**What needs to be done:** All of the lines below are to be printed again exactly; images are excluded from the output.

**Available data:**
━━━━━━━━━━━━━━━━━━━━━━━━━━━━━━

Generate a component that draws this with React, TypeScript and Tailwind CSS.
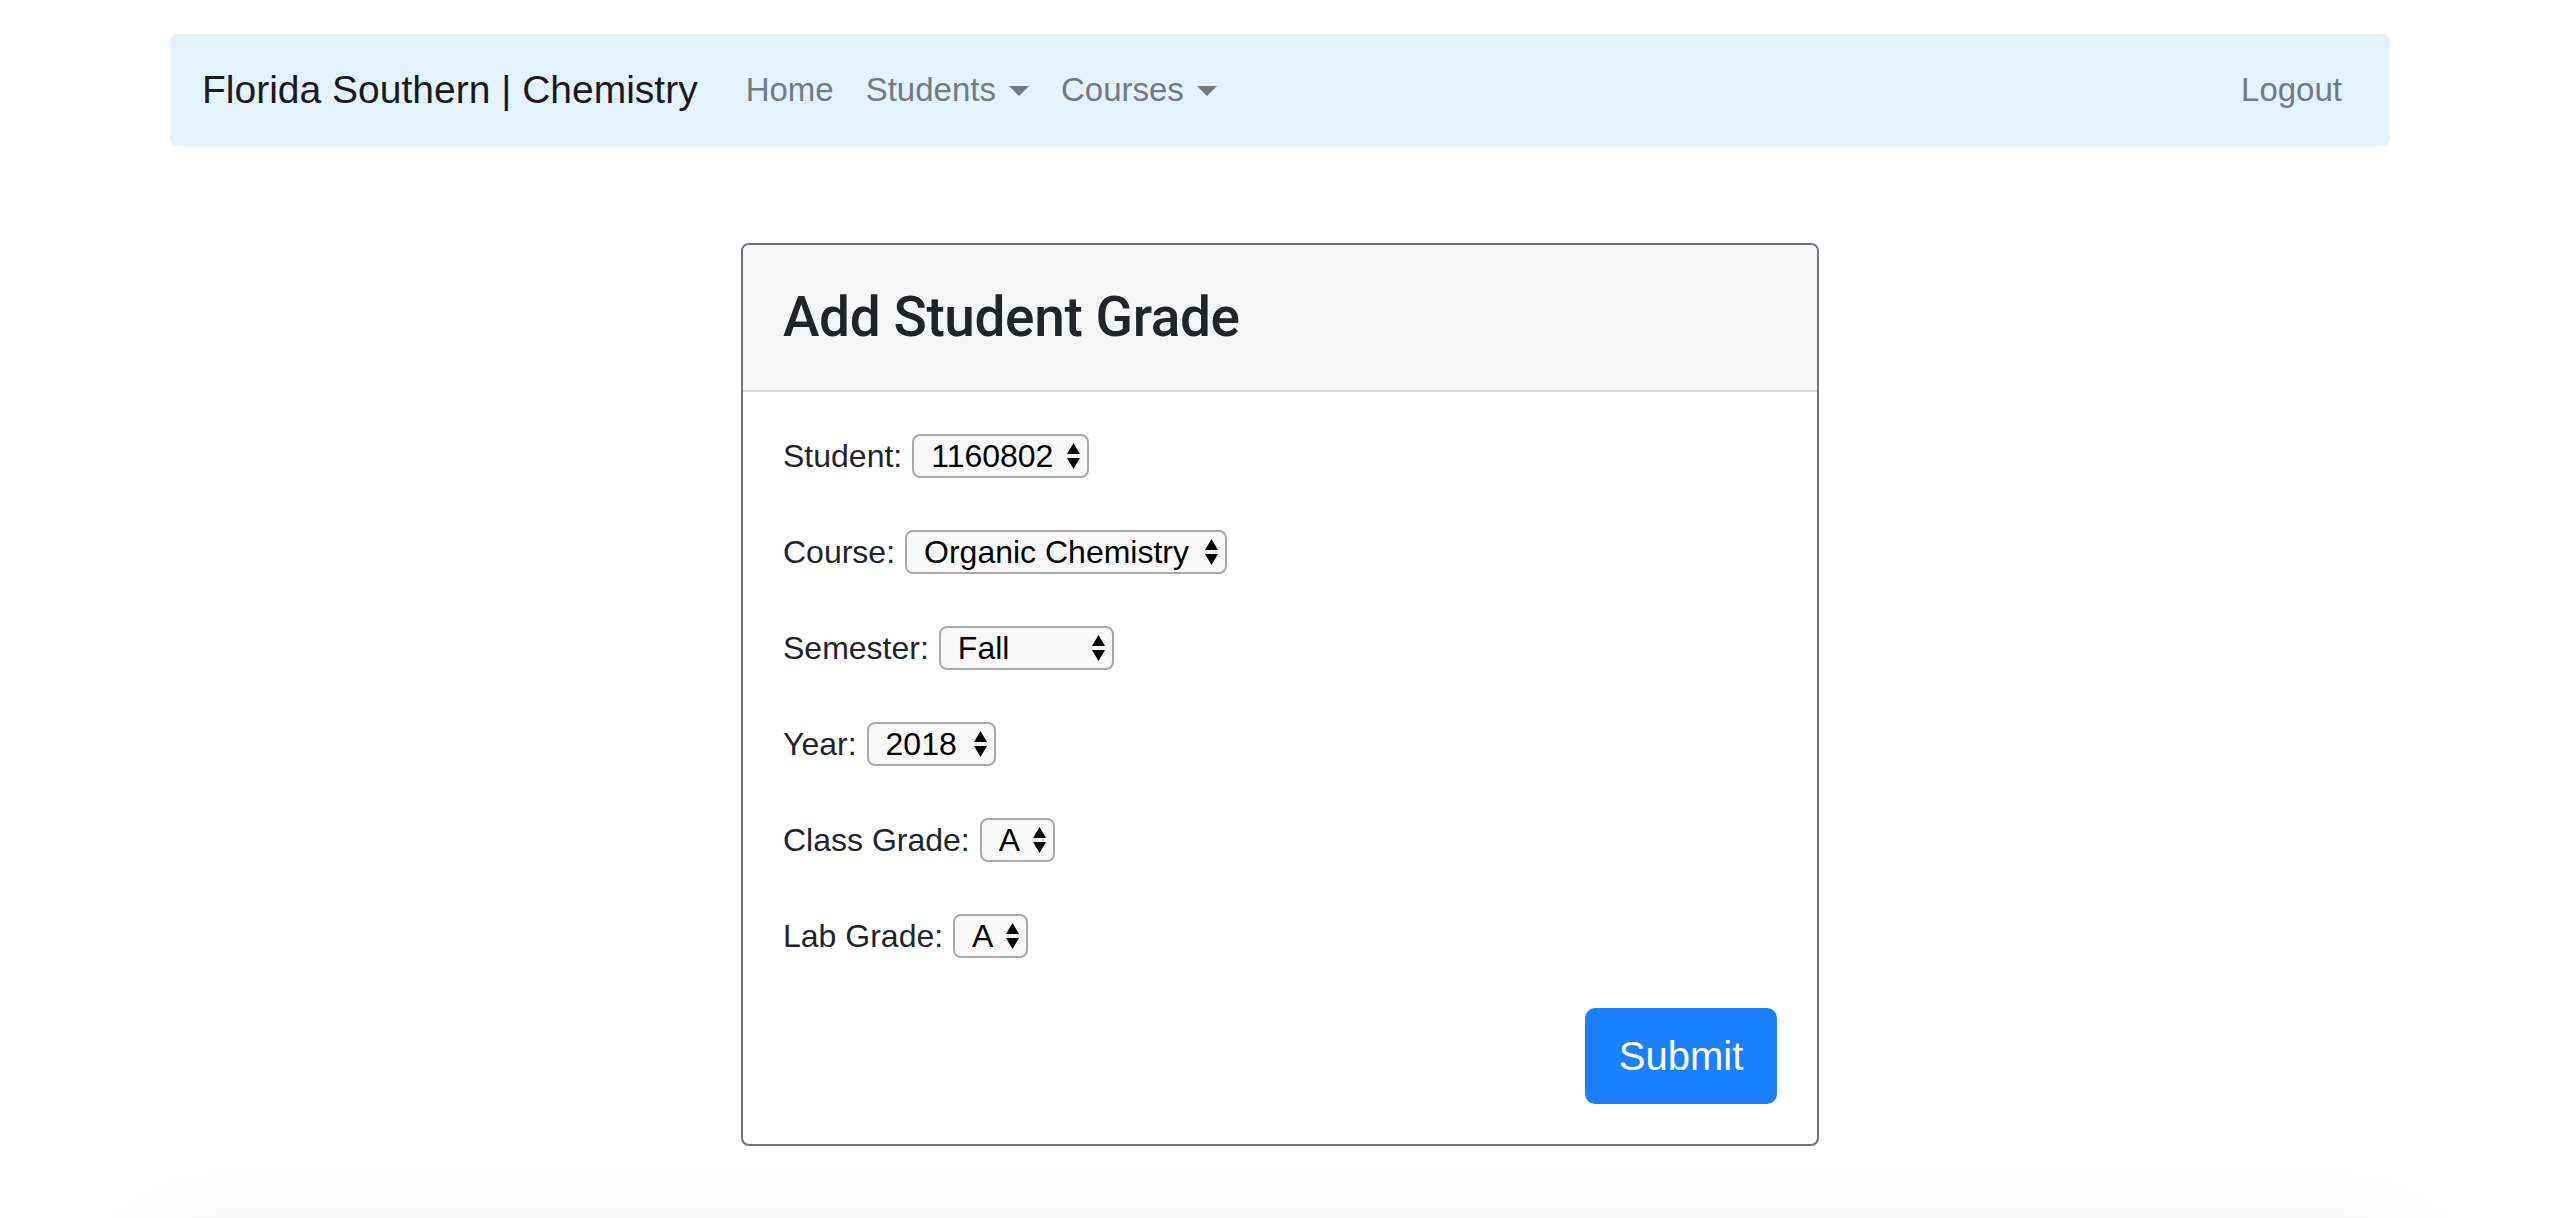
import { useState } from 'react';

const font = { fontFamily: '"Liberation Sans", Arial, sans-serif' };

function Caret() {
  return <span className="ml-[13px] inline-block align-middle border-x-[10.5px] border-x-transparent border-t-[10px] border-t-[#737a80] translate-y-[-2px]" />;
}

function Arrows() {
  return (
    <svg width="13" height="26" viewBox="0 0 13 26" className="pointer-events-none absolute right-[9px] top-1/2 -translate-y-1/2">
      <polygon points="0,11 6.5,0 13,11" fill="#000" />
      <polygon points="0,15 13,15 6.5,26" fill="#000" />
    </svg>
  );
}

function Field({ label, width, value, options, onChange }: { label: string; width: string; value: string; options: string[]; onChange: (v: string) => void }) {
  return (
    <div className="flex h-12 items-center gap-[10px]">
      <label className="text-[32px] text-[#212529]">{label}</label>
      <div className={`relative ${width}`}>
        <select
          value={value}
          onChange={e => onChange(e.target.value)}
          style={font}
          className="h-[44px] w-full appearance-none rounded-[8px] border-2 border-[#a9a9a9] bg-[#f8f8f8] pl-[17px] pr-[30px] text-[32px] leading-[40px] text-black outline-none"
        >
          {options.map(o => (
            <option key={o} value={o}>{o}</option>
          ))}
        </select>
        <Arrows />
      </div>
    </div>
  );
}

export default function App() {
  const [student, setStudent] = useState('1160802');
  const [course, setCourse] = useState('Organic Chemistry');
  const [semester, setSemester] = useState('Fall');
  const [year, setYear] = useState('2018');
  const [classGrade, setClassGrade] = useState('A');
  const [labGrade, setLabGrade] = useState('A');

  const grades = ['A', 'B', 'C', 'D', 'F'];

  return (
    <div className="h-[1218px] overflow-hidden bg-white" style={font}>
      <div className="mx-auto w-[2220px]">
        {/* Navbar */}
        <nav className="mt-[34px] flex h-[112px] items-center rounded-lg bg-[#e3f2fd] px-8">
          <a className="mr-8 text-[39px] leading-[60px] text-[#1a1a1a]">Florida Southern | Chemistry</a>
          <a className="px-4 text-[33px] text-[#737a80]">Home</a>
          <a className="px-4 text-[33px] text-[#737a80]">Students<Caret /></a>
          <a className="px-4 text-[33px] text-[#737a80]">Courses<Caret /></a>
          <a className="ml-auto px-4 text-[33px] text-[#737a80]">Logout</a>
        </nav>

        {/* Card */}
        <div className="mx-auto mt-[97px] w-[1078px] overflow-hidden rounded-lg border-2 border-[#6c757d] bg-white">
          <div className="flex h-[147px] items-center border-b-2 border-[#dcdcdc] bg-[#f6f6f6] px-10">
            <h3 className="text-[55px] font-medium tracking-[-0.4px] text-[#212529]" style={{ fontFamily: 'Roboto, "Liberation Sans", sans-serif' }}>Add Student Grade</h3>
          </div>
          <form className="flex flex-col p-10" onSubmit={e => e.preventDefault()}>
            <div className="flex flex-col gap-12">
              <Field label="Student:" width="w-[177px]" value={student} options={['1160802', '1160803', '1160804']} onChange={setStudent} />
              <Field label="Course:" width="w-[322px]" value={course} options={['Organic Chemistry', 'General Chemistry', 'Biochemistry']} onChange={setCourse} />
              <Field label="Semester:" width="w-[175px]" value={semester} options={['Fall', 'Spring', 'Summer']} onChange={setSemester} />
              <Field label="Year:" width="w-[129px]" value={year} options={['2018', '2019', '2020']} onChange={setYear} />
              <Field label="Class Grade:" width="w-[75px]" value={classGrade} options={grades} onChange={setClassGrade} />
              <Field label="Lab Grade:" width="w-[75px]" value={labGrade} options={grades} onChange={setLabGrade} />
            </div>
            <button type="submit" className="mt-12 h-[96px] w-[192px] self-end rounded-[10px] bg-[#1a80fb] text-[40px] text-white">
              Submit
            </button>
          </form>
        </div>

        {/* Footer below the fold, only its shadow shows */}
        <div className="mt-[86px] h-[200px] rounded-lg bg-white shadow-[0_32px_96px_rgba(0,0,0,0.175)]" />
      </div>
    </div>
  );
}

━━━━━━━━━━━━━━━━━━━━━━━━━━━━━━

**Task response:**
Generate a component that draws this with React, TypeScript and Tailwind CSS.
import { useState } from 'react';

const font = { fontFamily: '"Liberation Sans", Arial, sans-serif' };

function Caret() {
  return <span className="ml-[13px] inline-block align-middle border-x-[10.5px] border-x-transparent border-t-[10px] border-t-[#737a80] translate-y-[-2px]" />;
}

function Arrows() {
  return (
    <svg width="13" height="26" viewBox="0 0 13 26" className="pointer-events-none absolute right-[9px] top-1/2 -translate-y-1/2">
      <polygon points="0,11 6.5,0 13,11" fill="#000" />
      <polygon points="0,15 13,15 6.5,26" fill="#000" />
    </svg>
  );
}

function Field({ label, width, value, options, onChange }: { label: string; width: string; value: string; options: string[]; onChange: (v: string) => void }) {
  return (
    <div className="flex h-12 items-center gap-[10px]">
      <label className="text-[32px] text-[#212529]">{label}</label>
      <div className={`relative ${width}`}>
        <select
          value={value}
          onChange={e => onChange(e.target.value)}
          style={font}
          className="h-[44px] w-full appearance-none rounded-[8px] border-2 border-[#a9a9a9] bg-[#f8f8f8] pl-[17px] pr-[30px] text-[32px] leading-[40px] text-black outline-none"
        >
          {options.map(o => (
            <option key={o} value={o}>{o}</option>
          ))}
        </select>
        <Arrows />
      </div>
    </div>
  );
}

export default function App() {
  const [student, setStudent] = useState('1160802');
  const [course, setCourse] = useState('Organic Chemistry');
  const [semester, setSemester] = useState('Fall');
  const [year, setYear] = useState('2018');
  const [classGrade, setClassGrade] = useState('A');
  const [labGrade, setLabGrade] = useState('A');

  const grades = ['A', 'B', 'C', 'D', 'F'];

  return (
    <div className="h-[1218px] overflow-hidden bg-white" style={font}>
      <div className="mx-auto w-[2220px]">
        {/* Navbar */}
        <nav className="mt-[34px] flex h-[112px] items-center rounded-lg bg-[#e3f2fd] px-8">
          <a className="mr-8 text-[39px] leading-[60px] text-[#1a1a1a]">Florida Southern | Chemistry</a>
          <a className="px-4 text-[33px] text-[#737a80]">Home</a>
          <a className="px-4 text-[33px] text-[#737a80]">Students<Caret /></a>
          <a className="px-4 text-[33px] text-[#737a80]">Courses<Caret /></a>
          <a className="ml-auto px-4 text-[33px] text-[#737a80]">Logout</a>
        </nav>

        {/* Card */}
        <div className="mx-auto mt-[97px] w-[1078px] overflow-hidden rounded-lg border-2 border-[#6c757d] bg-white">
          <div className="flex h-[147px] items-center border-b-2 border-[#dcdcdc] bg-[#f6f6f6] px-10">
            <h3 className="text-[55px] font-medium tracking-[-0.4px] text-[#212529]" style={{ fontFamily: 'Roboto, "Liberation Sans", sans-serif' }}>Add Student Grade</h3>
          </div>
          <form className="flex flex-col p-10" onSubmit={e => e.preventDefault()}>
            <div className="flex flex-col gap-12">
              <Field label="Student:" width="w-[177px]" value={student} options={['1160802', '1160803', '1160804']} onChange={setStudent} />
              <Field label="Course:" width="w-[322px]" value={course} options={['Organic Chemistry', 'General Chemistry', 'Biochemistry']} onChange={setCourse} />
              <Field label="Semester:" width="w-[175px]" value={semester} options={['Fall', 'Spring', 'Summer']} onChange={setSemester} />
              <Field label="Year:" width="w-[129px]" value={year} options={['2018', '2019', '2020']} onChange={setYear} />
              <Field label="Class Grade:" width="w-[75px]" value={classGrade} options={grades} onChange={setClassGrade} />
              <Field label="Lab Grade:" width="w-[75px]" value={labGrade} options={grades} onChange={setLabGrade} />
            </div>
            <button type="submit" className="mt-12 h-[96px] w-[192px] self-end rounded-[10px] bg-[#1a80fb] text-[40px] text-white">
              Submit
            </button>
          </form>
        </div>

        {/* Footer below the fold, only its shadow shows */}
        <div className="mt-[86px] h-[200px] rounded-lg bg-white shadow-[0_32px_96px_rgba(0,0,0,0.175)]" />
      </div>
    </div>
  );
}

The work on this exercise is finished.